Return only the number of lines holding the word "this".
—————
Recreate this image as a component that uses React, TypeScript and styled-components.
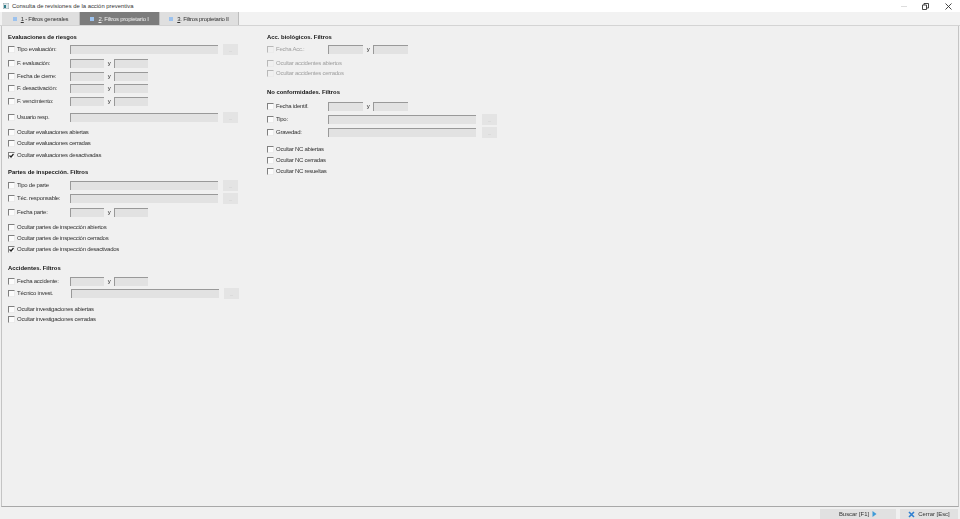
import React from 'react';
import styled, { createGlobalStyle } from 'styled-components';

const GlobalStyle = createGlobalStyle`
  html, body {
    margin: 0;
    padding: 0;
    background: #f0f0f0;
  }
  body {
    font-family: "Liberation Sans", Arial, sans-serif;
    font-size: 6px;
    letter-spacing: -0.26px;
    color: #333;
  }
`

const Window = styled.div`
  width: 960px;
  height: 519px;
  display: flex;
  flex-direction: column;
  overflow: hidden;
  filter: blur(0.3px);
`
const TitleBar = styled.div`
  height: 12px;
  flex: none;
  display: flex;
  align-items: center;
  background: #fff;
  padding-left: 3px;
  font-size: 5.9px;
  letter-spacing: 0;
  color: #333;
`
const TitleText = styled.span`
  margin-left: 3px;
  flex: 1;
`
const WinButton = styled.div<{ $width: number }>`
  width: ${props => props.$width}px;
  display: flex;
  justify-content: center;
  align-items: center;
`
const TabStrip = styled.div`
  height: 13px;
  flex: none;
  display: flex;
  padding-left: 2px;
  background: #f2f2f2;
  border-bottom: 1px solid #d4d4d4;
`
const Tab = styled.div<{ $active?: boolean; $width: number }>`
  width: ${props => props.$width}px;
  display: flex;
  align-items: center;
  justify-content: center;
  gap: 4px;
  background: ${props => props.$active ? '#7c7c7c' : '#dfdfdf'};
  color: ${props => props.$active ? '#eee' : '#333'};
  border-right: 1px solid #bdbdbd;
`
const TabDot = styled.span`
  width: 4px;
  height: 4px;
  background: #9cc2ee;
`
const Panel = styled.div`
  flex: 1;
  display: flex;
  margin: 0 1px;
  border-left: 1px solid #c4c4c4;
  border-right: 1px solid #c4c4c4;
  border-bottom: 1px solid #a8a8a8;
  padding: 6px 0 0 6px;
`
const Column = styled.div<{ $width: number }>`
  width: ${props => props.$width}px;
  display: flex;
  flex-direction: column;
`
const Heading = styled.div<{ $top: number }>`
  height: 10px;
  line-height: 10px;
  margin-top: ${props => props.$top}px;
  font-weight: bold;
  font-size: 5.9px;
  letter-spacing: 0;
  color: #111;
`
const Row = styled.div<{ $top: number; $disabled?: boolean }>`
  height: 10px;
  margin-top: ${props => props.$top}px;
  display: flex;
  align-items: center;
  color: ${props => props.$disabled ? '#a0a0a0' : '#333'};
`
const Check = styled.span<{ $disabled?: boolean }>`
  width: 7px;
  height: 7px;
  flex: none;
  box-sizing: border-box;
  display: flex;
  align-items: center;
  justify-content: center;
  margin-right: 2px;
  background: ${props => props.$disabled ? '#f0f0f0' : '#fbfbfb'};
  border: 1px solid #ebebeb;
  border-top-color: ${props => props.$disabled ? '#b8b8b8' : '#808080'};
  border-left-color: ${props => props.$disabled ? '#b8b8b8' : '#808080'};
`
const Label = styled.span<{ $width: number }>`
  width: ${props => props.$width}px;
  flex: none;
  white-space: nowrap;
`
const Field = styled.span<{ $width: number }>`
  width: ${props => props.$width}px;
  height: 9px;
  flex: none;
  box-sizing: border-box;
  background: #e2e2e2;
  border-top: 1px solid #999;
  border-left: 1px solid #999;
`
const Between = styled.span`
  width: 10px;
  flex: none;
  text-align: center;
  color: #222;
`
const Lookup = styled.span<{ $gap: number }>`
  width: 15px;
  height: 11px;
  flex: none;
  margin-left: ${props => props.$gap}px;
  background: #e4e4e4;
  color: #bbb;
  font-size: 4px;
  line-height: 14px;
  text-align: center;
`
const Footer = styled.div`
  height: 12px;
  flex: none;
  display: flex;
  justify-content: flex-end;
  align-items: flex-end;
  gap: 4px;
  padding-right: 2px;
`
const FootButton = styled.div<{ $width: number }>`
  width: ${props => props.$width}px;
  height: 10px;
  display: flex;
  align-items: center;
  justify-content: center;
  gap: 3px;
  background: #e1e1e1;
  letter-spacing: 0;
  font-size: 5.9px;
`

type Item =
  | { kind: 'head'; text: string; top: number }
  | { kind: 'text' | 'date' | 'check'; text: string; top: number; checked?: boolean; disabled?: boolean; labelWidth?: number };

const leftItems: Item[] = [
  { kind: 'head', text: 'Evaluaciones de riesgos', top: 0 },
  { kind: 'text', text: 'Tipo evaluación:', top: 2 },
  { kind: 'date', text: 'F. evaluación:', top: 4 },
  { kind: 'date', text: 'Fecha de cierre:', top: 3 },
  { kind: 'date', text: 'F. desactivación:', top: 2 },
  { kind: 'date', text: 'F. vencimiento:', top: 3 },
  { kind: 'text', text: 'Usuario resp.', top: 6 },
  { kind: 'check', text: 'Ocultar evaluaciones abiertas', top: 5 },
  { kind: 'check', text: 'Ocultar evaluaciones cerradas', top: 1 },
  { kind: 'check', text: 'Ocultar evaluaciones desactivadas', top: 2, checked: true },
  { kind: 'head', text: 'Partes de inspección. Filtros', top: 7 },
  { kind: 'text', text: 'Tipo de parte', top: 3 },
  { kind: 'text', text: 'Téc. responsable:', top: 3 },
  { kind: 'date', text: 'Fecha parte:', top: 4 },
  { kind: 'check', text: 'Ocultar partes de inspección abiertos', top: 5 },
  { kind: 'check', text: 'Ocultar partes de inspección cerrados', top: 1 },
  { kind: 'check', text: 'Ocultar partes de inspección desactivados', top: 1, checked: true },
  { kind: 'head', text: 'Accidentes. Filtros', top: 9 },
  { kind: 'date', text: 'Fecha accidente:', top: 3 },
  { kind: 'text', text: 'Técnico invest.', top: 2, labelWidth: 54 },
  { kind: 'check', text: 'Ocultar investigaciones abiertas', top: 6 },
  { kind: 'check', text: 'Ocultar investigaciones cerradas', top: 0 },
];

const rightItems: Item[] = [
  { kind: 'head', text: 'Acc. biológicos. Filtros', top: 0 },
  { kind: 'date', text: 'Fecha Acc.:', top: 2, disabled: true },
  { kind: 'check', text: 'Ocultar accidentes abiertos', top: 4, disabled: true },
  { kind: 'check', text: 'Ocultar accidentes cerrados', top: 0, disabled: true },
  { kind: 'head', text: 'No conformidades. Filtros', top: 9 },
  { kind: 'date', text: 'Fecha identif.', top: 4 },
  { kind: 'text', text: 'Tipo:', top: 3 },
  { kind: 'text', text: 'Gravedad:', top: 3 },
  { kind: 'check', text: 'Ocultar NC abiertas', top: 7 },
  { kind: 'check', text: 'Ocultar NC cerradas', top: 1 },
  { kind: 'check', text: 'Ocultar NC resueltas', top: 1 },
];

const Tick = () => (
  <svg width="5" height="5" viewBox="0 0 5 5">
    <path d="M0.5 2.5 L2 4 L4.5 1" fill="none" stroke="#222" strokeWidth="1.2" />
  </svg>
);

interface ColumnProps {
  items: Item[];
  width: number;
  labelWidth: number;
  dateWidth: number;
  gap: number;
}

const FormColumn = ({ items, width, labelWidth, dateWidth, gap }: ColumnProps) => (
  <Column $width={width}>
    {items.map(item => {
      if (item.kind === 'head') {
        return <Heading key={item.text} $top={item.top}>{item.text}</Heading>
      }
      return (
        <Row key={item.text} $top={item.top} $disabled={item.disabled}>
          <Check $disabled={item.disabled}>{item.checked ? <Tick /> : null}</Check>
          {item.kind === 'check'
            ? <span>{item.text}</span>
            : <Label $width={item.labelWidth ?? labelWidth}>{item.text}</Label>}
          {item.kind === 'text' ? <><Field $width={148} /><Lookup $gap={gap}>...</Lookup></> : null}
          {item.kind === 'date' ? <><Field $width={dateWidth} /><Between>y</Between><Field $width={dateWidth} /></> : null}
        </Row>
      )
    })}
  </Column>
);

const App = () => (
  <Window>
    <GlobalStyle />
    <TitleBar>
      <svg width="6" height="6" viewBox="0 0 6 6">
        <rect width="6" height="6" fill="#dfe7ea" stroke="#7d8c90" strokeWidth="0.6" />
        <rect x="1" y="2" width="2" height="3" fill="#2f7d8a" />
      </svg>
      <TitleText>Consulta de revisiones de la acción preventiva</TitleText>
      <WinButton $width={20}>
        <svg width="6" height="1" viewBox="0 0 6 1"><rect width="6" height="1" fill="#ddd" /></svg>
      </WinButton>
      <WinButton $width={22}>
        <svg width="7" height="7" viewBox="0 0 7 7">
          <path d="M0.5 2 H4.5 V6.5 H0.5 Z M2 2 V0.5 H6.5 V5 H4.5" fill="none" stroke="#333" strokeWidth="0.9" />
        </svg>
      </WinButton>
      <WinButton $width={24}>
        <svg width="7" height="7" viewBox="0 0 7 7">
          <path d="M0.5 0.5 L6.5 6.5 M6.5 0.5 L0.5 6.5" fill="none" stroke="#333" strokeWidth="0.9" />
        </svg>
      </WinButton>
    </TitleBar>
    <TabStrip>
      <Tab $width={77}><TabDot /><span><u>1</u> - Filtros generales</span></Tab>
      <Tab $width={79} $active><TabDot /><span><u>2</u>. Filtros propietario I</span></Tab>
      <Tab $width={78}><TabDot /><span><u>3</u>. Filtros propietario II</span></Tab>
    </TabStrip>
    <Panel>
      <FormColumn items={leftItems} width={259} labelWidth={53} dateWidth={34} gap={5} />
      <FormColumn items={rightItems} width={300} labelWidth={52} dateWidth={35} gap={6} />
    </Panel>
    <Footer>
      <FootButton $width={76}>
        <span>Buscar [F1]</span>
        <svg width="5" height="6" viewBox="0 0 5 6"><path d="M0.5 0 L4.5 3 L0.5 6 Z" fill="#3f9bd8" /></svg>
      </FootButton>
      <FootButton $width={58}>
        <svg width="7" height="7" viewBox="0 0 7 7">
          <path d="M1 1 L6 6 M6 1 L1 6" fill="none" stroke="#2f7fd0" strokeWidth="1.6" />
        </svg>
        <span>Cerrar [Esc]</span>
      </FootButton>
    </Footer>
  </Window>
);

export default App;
—————
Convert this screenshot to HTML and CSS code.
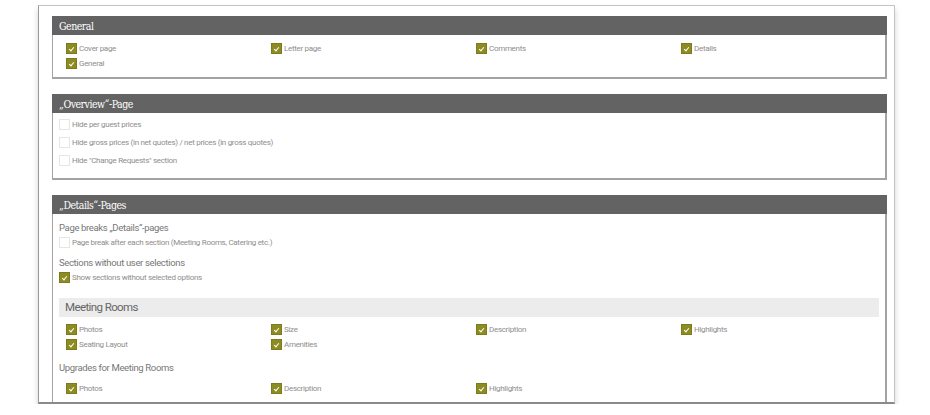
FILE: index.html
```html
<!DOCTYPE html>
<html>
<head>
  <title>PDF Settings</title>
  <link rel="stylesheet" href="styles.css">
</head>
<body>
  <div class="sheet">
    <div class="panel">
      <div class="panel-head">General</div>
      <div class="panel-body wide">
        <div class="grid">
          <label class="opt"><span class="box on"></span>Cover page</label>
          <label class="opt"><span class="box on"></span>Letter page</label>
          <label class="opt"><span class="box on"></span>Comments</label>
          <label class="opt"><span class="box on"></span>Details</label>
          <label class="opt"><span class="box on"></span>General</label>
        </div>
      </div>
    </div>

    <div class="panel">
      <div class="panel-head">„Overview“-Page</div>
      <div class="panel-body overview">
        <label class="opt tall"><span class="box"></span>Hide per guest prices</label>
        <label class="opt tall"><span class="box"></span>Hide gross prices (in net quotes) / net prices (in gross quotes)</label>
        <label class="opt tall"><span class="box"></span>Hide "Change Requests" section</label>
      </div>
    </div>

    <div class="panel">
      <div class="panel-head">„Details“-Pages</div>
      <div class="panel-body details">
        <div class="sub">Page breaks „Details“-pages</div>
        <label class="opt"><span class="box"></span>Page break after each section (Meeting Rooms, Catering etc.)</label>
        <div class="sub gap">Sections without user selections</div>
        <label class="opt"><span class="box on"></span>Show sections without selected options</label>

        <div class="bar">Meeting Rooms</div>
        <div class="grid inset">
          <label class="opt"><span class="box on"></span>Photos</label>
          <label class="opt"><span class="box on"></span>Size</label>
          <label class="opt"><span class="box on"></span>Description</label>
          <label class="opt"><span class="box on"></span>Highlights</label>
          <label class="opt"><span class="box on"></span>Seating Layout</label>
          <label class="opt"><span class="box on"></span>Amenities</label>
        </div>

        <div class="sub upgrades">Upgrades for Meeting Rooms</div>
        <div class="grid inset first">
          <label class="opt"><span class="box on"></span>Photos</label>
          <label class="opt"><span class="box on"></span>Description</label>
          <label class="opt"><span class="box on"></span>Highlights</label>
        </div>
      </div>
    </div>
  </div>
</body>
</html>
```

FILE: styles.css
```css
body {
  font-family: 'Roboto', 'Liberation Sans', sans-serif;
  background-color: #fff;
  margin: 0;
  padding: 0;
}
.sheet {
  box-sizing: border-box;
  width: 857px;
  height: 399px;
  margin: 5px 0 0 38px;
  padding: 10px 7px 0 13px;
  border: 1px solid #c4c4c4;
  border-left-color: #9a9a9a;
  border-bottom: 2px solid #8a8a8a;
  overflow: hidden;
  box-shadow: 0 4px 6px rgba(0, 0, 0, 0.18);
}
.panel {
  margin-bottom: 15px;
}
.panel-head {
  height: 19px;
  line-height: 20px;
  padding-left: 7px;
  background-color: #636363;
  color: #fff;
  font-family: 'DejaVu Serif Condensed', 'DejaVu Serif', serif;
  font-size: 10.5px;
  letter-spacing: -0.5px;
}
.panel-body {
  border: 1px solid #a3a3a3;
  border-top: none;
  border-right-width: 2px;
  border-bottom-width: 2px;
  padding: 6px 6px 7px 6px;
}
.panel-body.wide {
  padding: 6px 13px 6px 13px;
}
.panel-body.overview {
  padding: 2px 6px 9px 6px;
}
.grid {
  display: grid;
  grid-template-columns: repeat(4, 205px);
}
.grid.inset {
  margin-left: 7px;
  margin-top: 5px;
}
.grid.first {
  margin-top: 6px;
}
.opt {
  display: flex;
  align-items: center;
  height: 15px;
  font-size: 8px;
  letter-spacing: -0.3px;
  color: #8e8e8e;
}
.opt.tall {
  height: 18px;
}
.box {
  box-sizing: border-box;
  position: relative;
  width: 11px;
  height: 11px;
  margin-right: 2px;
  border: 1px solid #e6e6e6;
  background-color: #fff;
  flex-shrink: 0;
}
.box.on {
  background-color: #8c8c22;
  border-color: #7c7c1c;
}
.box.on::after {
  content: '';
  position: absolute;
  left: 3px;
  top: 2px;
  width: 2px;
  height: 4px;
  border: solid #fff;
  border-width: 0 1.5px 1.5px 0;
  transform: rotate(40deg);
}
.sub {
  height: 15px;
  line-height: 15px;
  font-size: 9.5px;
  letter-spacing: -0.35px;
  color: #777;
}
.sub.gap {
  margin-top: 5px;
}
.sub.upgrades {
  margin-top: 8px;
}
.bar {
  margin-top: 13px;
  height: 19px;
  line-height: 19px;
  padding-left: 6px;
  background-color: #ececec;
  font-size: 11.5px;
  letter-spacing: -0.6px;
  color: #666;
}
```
—————
--- Correct output ---
2